*Task requirements:* Gather up the lines with the word "index" in them.

*Records provided:*
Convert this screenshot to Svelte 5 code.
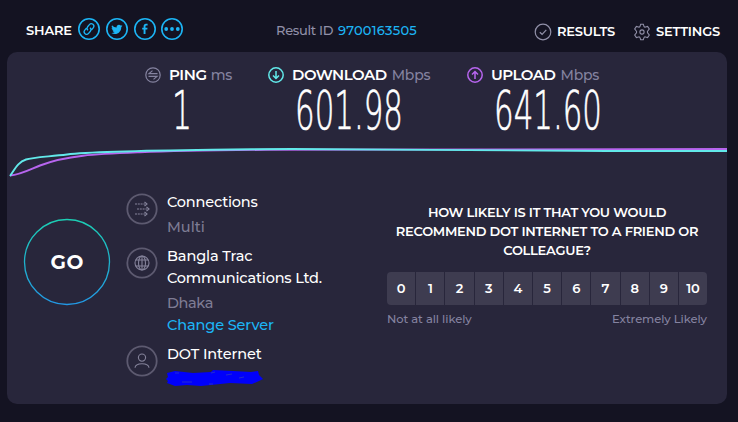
<script>
  const metrics = [
    { kind: 'ping', name: 'PING', unit: 'ms', value: '1', width: 20 },
    { kind: 'down', name: 'DOWNLOAD', unit: 'Mbps', value: '601.98', width: 108 },
    { kind: 'up', name: 'UPLOAD', unit: 'Mbps', value: '641.60', width: 108 }
  ];
  const scores = Array.from({ length: 11 }, (_, i) => i);
</script>

<main>
  <header>
    <div class="share">
      <b class="sharelabel">SHARE</b>
      <svg width="22" height="22" viewBox="0 0 22 22"><circle cx="11" cy="11" r="10.2" /><g transform="rotate(-50 11 11)" stroke-width="1.3"><path d="M10 8.5H7.4a2.5 2.5 0 0 0 0 5h2.8a2.5 2.5 0 0 0 2.4-2.5M12 13.5h2.6a2.5 2.5 0 0 0 0-5h-2.8A2.5 2.5 0 0 0 9.4 11" /></g></svg>
      <svg width="22" height="22" viewBox="0 0 22 22"><circle cx="11" cy="11" r="10.2" /><path class="solid" d="M16.5 7.7l-1.2.4.9-1.2-1.5.6a2.4 2.4 0 0 0-4.1 2.1A6.6 6.6 0 0 1 6 7.2a2.3 2.3 0 0 0 .7 3.1l-1.1-.3a2.4 2.4 0 0 0 1.9 2.3l-1 .1a2.4 2.4 0 0 0 2.2 1.6 5 5 0 0 1-3.4 1c4.8 2.7 10-.2 10-6z" /></svg>
      <svg width="22" height="22" viewBox="0 0 22 22"><circle cx="11" cy="11" r="10.2" /><path class="solid" d="M9.6 16v-4.4H8.2V9.8h1.4V8.3c0-1.6.9-2.5 2.4-2.5h1.6v1.7h-1.1c-.8 0-1 .3-1 1v1.3h2l-.2 1.8h-1.8V16z" /></svg>
      <svg width="22" height="22" viewBox="0 0 22 22"><circle cx="11" cy="11" r="10.2" /><g class="solid"><circle cx="5.2" cy="11" r="1.9" /><circle cx="11" cy="11" r="1.9" /><circle cx="16.8" cy="11" r="1.9" /></g></svg>
    </div>
    <div class="result"><span class="rid">Result ID</span><a>9700163505</a></div>
    <nav>
      <svg width="18" height="18" viewBox="0 0 18 18"><circle cx="9" cy="9" r="7.8" /><path d="M5.8 9.2l2.3 2.1 4.2-4.5" /></svg>
      <b class="results">RESULTS</b>
      <svg class="gear" width="18" height="18" viewBox="0 0 18 18"><path d="M7.7 1.2h2.6l.6 1.9a1.3 1.3 0 0 0 1.7.9l2-.6 1.7 2.6-1.3 1.6a1.9 1.9 0 0 0 0 2.8l1.3 1.6-1.7 2.6-2-.6a1.3 1.3 0 0 0-1.7.9l-.6 1.9H7.7l-.6-1.9a1.3 1.3 0 0 0-1.7-.9l-2 .6L1.700 12 3 10.400a1.900 1.900 0 0 0 0-2.800L1.700 6l1.700-2.600 2 .6a1.300 1.300 0 0 0 1.700-.9z" /><circle cx="9" cy="9" r="2.1" /></svg>
      <b class="settings">SETTINGS</b>
    </nav>
  </header>

  <section class="panel">
    <div class="metrics">
      {#each metrics as m}
        <div class="metric {m.kind}">
          <div class="title">
            <svg width="16" height="16" viewBox="0 0 16 16"><circle cx="8" cy="8" r="7.2" />
              {#if m.kind === 'ping'}<path d="M12.5 6.6H4l3.500-3M3.500 9.400H12l-3.500 3" />
              {:else if m.kind === 'down'}<path d="M8 4v7.300M5 8.500l3 3 3-3" />
              {:else}<path d="M8 12V4.700M5 7.500l3-3 3 3" />{/if}
            </svg>
            <b>{m.name}</b><span>{m.unit}</span>
          </div>
          <svg class="value" width={m.width} height="46" viewBox="0 0 {m.width} 46"><text x="0" y="42" textLength={m.width} lengthAdjust="spacingAndGlyphs">{m.value}</text></svg>
        </div>
      {/each}
    </div>

    <svg class="graph" width="720" height="34" viewBox="0 0 720 34">
      <path stroke="#b765ee" d="M3 31.500C13 31 22 26 33 21.500C60 11 90 10 133 8.300C165 7 210 6.300 260 5.800C390 5 560 5.500 720 5" />
      <path stroke="#62e9ea" d="M3 32C8 25 11 18 19 15.500C25 13.500 40 12.800 60 10.500C80 8 150 6.500 205 5.800C230 5.500 260 5 285 5C400 5 490 7 600 7L720 7" />
    </svg>

    <div class="lower">
      <svg class="go" width="88" height="88" viewBox="0 0 88 88">
        <defs><linearGradient id="ring" x1="0" y1="0" x2="0" y2="1"><stop offset="0" stop-color="#1cceb4" /><stop offset="1" stop-color="#2298e5" /></linearGradient></defs>
        <circle cx="44" cy="44" r="42.5" stroke="url(#ring)" /><text x="44" y="51" textLength="33" text-anchor="middle">GO</text>
      </svg>

      <div class="details">
        <div class="row first">
          <svg width="32" height="32" viewBox="0 0 32 32"><circle class="ring" cx="16" cy="16" r="14.7" /><path stroke-dasharray="2 .8" d="M9 11h10M11 16h10M9 21h10" /><path d="M18.500 9l2.500 2-2.500 2M20.500 14l2.500 2-2.500 2M18.500 19l2.500 2-2.500 2" /></svg>
          <div><p class="tight">Connections</p><p class="muted">Multi</p></div>
        </div>
        <div class="row second">
          <svg width="32" height="32" viewBox="0 0 32 32"><circle class="ring" cx="16" cy="16" r="14.7" /><circle cx="16" cy="16" r="7" /><ellipse cx="16" cy="16" rx="3.5" ry="7" /><path d="M9.800 13h12.400M9.800 19h12.400M16 9v14" /></svg>
          <div><p>Bangla Trac</p><p class="tight">Communications Ltd.</p><p class="muted city">Dhaka</p><p class="link">Change Server</p></div>
        </div>
        <div class="row third">
          <svg width="32" height="32" viewBox="0 0 32 32"><circle class="ring" cx="16" cy="16" r="14.7" /><circle cx="16" cy="12.6" r="3.6" /><path d="M9 22.800c.5-5.400 13.500-5.400 14 0" /></svg>
          <div><p>DOT Internet</p>
            <svg class="mark" width="98" height="16" viewBox="0 0 98 16"><path fill="#0000fb" d="M1 2l8-2 18 2 18-1 2-2 20 1 18 1 7-1 1 4 4 4-4 2-7 3-22-1-29 3-14-1-12 1-8-3 1-2-2-2 2-2z" /><path stroke="#3440bc" stroke-width=".7" d="M9 2h4M45 2l4-1M60 4l6-1M16 11h10M43 13h4M73 7l5-1" /></svg>
          </div>
        </div>
      </div>

      <div class="survey">
        <h2><span>HOW LIKELY IS IT THAT YOU WOULD</span><span>RECOMMEND DOT INTERNET TO A FRIEND OR</span><span>COLLEAGUE?</span></h2>
        <div class="scores">{#each scores as n}<span>{n}</span>{/each}</div>
        <div class="ends"><span>Not at all likely</span><span>Extremely Likely</span></div>
      </div>
    </div>
  </section>
</main>

<style>
  :global(body) { margin: 0; background: #141322; }
  main { box-sizing: border-box; width: 738px; height: 422px; overflow: hidden; padding: 0 11px 0 7px; background: #141322; color: #fff; font-family: Montserrat, Inter, sans-serif; white-space: nowrap; }
  svg { display: block; flex: none; fill: none; stroke: currentColor; stroke-width: 1.2; }
  b { font-weight: 600; }
  header { height: 52px; display: flex; font-size: 13px; line-height: 18px; }
  .share { display: flex; padding: 18px 0 0 19px; width: 250px; box-sizing: border-box; color: #1cb5f5; }
  .share svg { margin-right: 6px; stroke-width: 1.6; }
  .share svg:nth-of-type(3) { margin-right: 5px; }
  .sharelabel { color: #fff; width: 52px; padding-top: 3px; letter-spacing: -.15px; }
  .solid { fill: currentColor; stroke: none; }
  .result { display: flex; width: 277px; padding: 21px 0 0 19px; box-sizing: border-box; color: #9190a8; }
  .rid { width: 62px; letter-spacing: -.3px; font-weight: 500; }
  .result a { color: #1cb5f5; font-weight: 500; letter-spacing: .25px; }
  nav { display: flex; padding-top: 23px; color: #9190a8; }
  nav b { color: #fff; margin: -1px 0 0 5px; letter-spacing: -.2px; }
  .results { width: 76px; }
  .gear { stroke-width: 1.1; }
  .panel { width: 720px; height: 352px; border-radius: 10px; background: #28263b; }
  .metrics { display: flex; height: 92px; padding: 14px 0 0 138px; box-sizing: border-box; }
  .metric { width: 123px; }
  .metric.down { width: 199px; }
  .title { display: flex; align-items: center; height: 18px; font-size: 15px; line-height: 18px; }
  .title b { margin: 0 5px 0 8px; letter-spacing: -.5px; }
  .title span { color: #8583a0; font-weight: 500; font-size: 14px; letter-spacing: -.2px; }
  .ping .title b { letter-spacing: -.4px; margin-right: 4px; }
  .ping .title svg { color: #8583a0; }
  .down .title svg { color: #62e9ea; stroke-width: 1.5; }
  .up .title svg { color: #b765ee; stroke-width: 1.5; }
  .value { margin: 3px 0 0 27px; fill: #fff; stroke: #fff; stroke-width: .7; font: 200 54px "DejaVu Sans", sans-serif; overflow: visible; }
  .graph { stroke-width: 1.9; }
  .lower { display: flex; height: 226px; }
  .go { margin: 40px 0 0 16px; stroke-width: 1.3; }
  .go text { fill: #fff; stroke: none; font: 700 20px Montserrat, Inter, sans-serif; }
  .details { width: 276px; padding: 13px 0 0 15px; box-sizing: border-box; }
  .row { display: flex; color: #85839b; }
  .row > svg { stroke-width: 1.1; margin-top: 2px; }
  .ring { stroke: #5d5a70; stroke-width: 1.8; }
  .row > div { margin-left: 9px; }
  p { margin: 0; color: #fff; font-size: 14.5px; font-weight: 500; line-height: 22px; letter-spacing: -.12px; }
  p.tight { letter-spacing: -.18px; }
  p.muted { color: #7e7c94; margin-top: 3px; letter-spacing: 0; }
  p.city { letter-spacing: -.4px; }
  p.link { color: #1cb5f5; }
  .first { height: 54px; }
  .second { height: 98px; }
  .mark { margin: 6px 0 0 -1px; stroke: none; overflow: visible; }
  .survey { width: 320px; flex: none; padding-top: 25px; }
  h2 { margin: 0; font-size: 13px; line-height: 19px; font-weight: 600; text-align: center; letter-spacing: -.27px; }
  h2 span { display: block; }
  .scores { display: flex; gap: 1px; height: 33px; margin-top: 12px; border-radius: 4px; overflow: hidden; }
  .scores span { flex: 1 1 0; background: #3e3c50; text-align: center; font: 600 13px/33px Montserrat, Inter, sans-serif; letter-spacing: -.2px; }
  .ends { display: flex; justify-content: space-between; margin-top: 6px; font-size: 11.5px; font-weight: 500; line-height: 17px; letter-spacing: -.05px; color: #8583a0; }
</style>
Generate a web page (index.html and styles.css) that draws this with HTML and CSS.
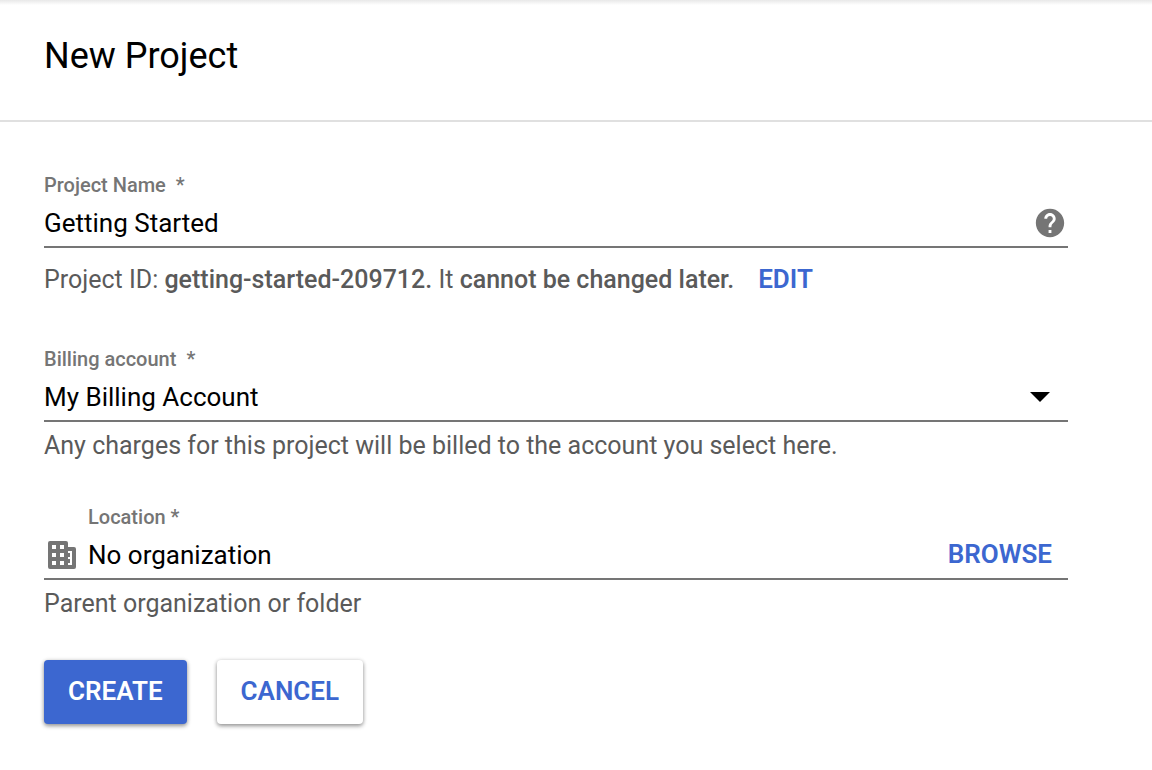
FILE: index.html
```html
<!DOCTYPE html>
<html lang="en">
<head>
  <meta charset="utf-8">
  <meta name="viewport" content="width=device-width, initial-scale=1">
  <title>New Project</title>
  <link rel="stylesheet" href="styles.css">
</head>
<body>
  <header class="page-header">
    <h1 class="page-title">New Project</h1>
  </header>
  <main>
    <form class="project-form">
      <div class="field">
        <label class="label label-wide" for="project-name">Project Name <span>*</span></label>
        <div class="control">
          <input class="value" id="project-name" type="text" value="Getting Started" required>
          <button class="help" type="button" aria-label="Help">
            <svg class="icon" viewBox="0 0 24 24" aria-hidden="true"><path d="M12 2C6.48 2 2 6.48 2 12s4.48 10 10 10 10-4.48 10-10S17.52 2 12 2zm1 17h-2v-2h2v2zm2.07-7.75l-.9.92C13.45 12.9 13 13.5 13 15h-2v-.5c0-1.1.45-2.1 1.17-2.83l1.24-1.26c.37-.36.59-.86.59-1.41 0-1.1-.9-2-2-2s-2 .9-2 2H8c0-2.21 1.79-4 4-4s4 1.79 4 4c0 .88-.36 1.68-.93 2.25z"/></svg>
          </button>
        </div>
        <div class="hint hint-id">
          <p class="hint-text">Project ID: <strong>getting-started-209712.</strong> It <strong>cannot be changed later.</strong></p>
          <button class="link-button" type="button">EDIT</button>
        </div>
      </div>

      <div class="field field-billing">
        <label class="label label-wide" for="billing">Billing account <span>*</span></label>
        <div class="control">
          <select class="value" id="billing" required>
            <option>My Billing Account</option>
          </select>
          <svg class="arrow" viewBox="0 0 20 10" aria-hidden="true"><path d="M0 0h20L10 10z"/></svg>
        </div>
        <p class="hint">Any charges for this project will be billed to the account you select here.</p>
      </div>

      <div class="field field-location">
        <label class="label label-indented" for="location">Location *</label>
        <div class="control">
          <svg class="icon icon-building" viewBox="0 0 28 28" aria-hidden="true"><path fill-rule="evenodd" d="M2 0H18Q20 0 20 2V6H26Q28 6 28 8V26Q28 28 26 28H2Q0 28 0 26V2Q0 0 2 0zM4 4V8H8V4zM12 4V8H16V4zM4 12V16H8V12zM12 12V16H16V12zM4 20V24H8V20zM12 20V24H16V20zM20 10V12H22V16H20V18H22V22H20V24H24V10z"/></svg>
          <input class="value" id="location" type="text" value="No organization" readonly>
          <button class="link-button browse" type="button">BROWSE</button>
        </div>
        <p class="hint">Parent organization or folder</p>
      </div>

      <div class="actions">
        <button class="button button-primary" type="submit">CREATE</button>
        <button class="button" type="button">CANCEL</button>
      </div>
    </form>
  </main>
</body>
</html>
```

FILE: styles.css
```css
* {
  box-sizing: border-box;
}

body {
  margin: 0;
  background: #fff;
  color: #000;
  font-family: Roboto, "Liberation Sans", sans-serif;
  font-size: 26px;
}

p,
h1 {
  margin: 0;
}

button,
input,
select {
  margin: 0;
  padding: 0;
  border: 0;
  background: none;
  color: inherit;
  font: inherit;
}

button {
  cursor: pointer;
}

.page-header {
  padding: 34px 44px 42px;
  border-bottom: 2px solid #e0e0e0;
  background: linear-gradient(#e8e8e8, #fff 5px);
}

.page-title {
  font-size: 36px;
  font-weight: 400;
  line-height: 44px;
}

.project-form {
  padding: 52px 84px 46px 44px;
}

.field-billing {
  margin-top: 54px;
}

.field-location {
  margin-top: 46px;
}

.label {
  display: flex;
  gap: 4px;
  color: #757575;
  font-size: 20px;
  font-weight: 500;
  line-height: 22px;
}

.label-wide {
  gap: 10px;
}

.label-indented {
  padding-left: 44px;
}

.control {
  display: flex;
  align-items: center;
  height: 52px;
  padding-top: 4px;
  border-bottom: 2px solid #757575;
}

.value {
  flex: 1;
  min-width: 0;
  height: 46px;
  appearance: none;
  outline: 0;
}

.icon {
  display: block;
  fill: #757575;
}

.help {
  width: 34px;
  height: 34px;
  margin-right: 1px;
}

.icon-building {
  width: 28px;
  height: 28px;
  margin: 0 12px 0 4px;
}

.arrow {
  width: 20px;
  height: 10px;
  margin-right: 18px;
}

.hint {
  margin-top: 10px;
  color: #5a5a5a;
  font-size: 25px;
  line-height: 28px;
}

.hint-id {
  display: flex;
  gap: 24px;
  margin-top: 18px;
}

.hint strong {
  font-weight: 500;
}

.link-button {
  padding-bottom: 2px;
  color: #3c67d0;
  font-size: 26px;
  font-weight: 600;
  line-height: 26px;
}

.browse {
  margin-right: 16px;
}

.actions {
  display: flex;
  gap: 30px;
  margin-top: 42px;
}

.button {
  height: 64px;
  padding: 0 24px 2px;
  border-radius: 4px;
  background: #fff;
  box-shadow: 0 2px 4px rgba(0, 0, 0, 0.4), 0 0 4px rgba(0, 0, 0, 0.1);
  color: #3c67d0;
  font-weight: 600;
}

.button-primary {
  background: #3c67d0;
  color: #fff;
}
```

*Response to the task:*
Generate a web page (index.html and styles.css) that draws this with HTML and CSS.
FILE: index.html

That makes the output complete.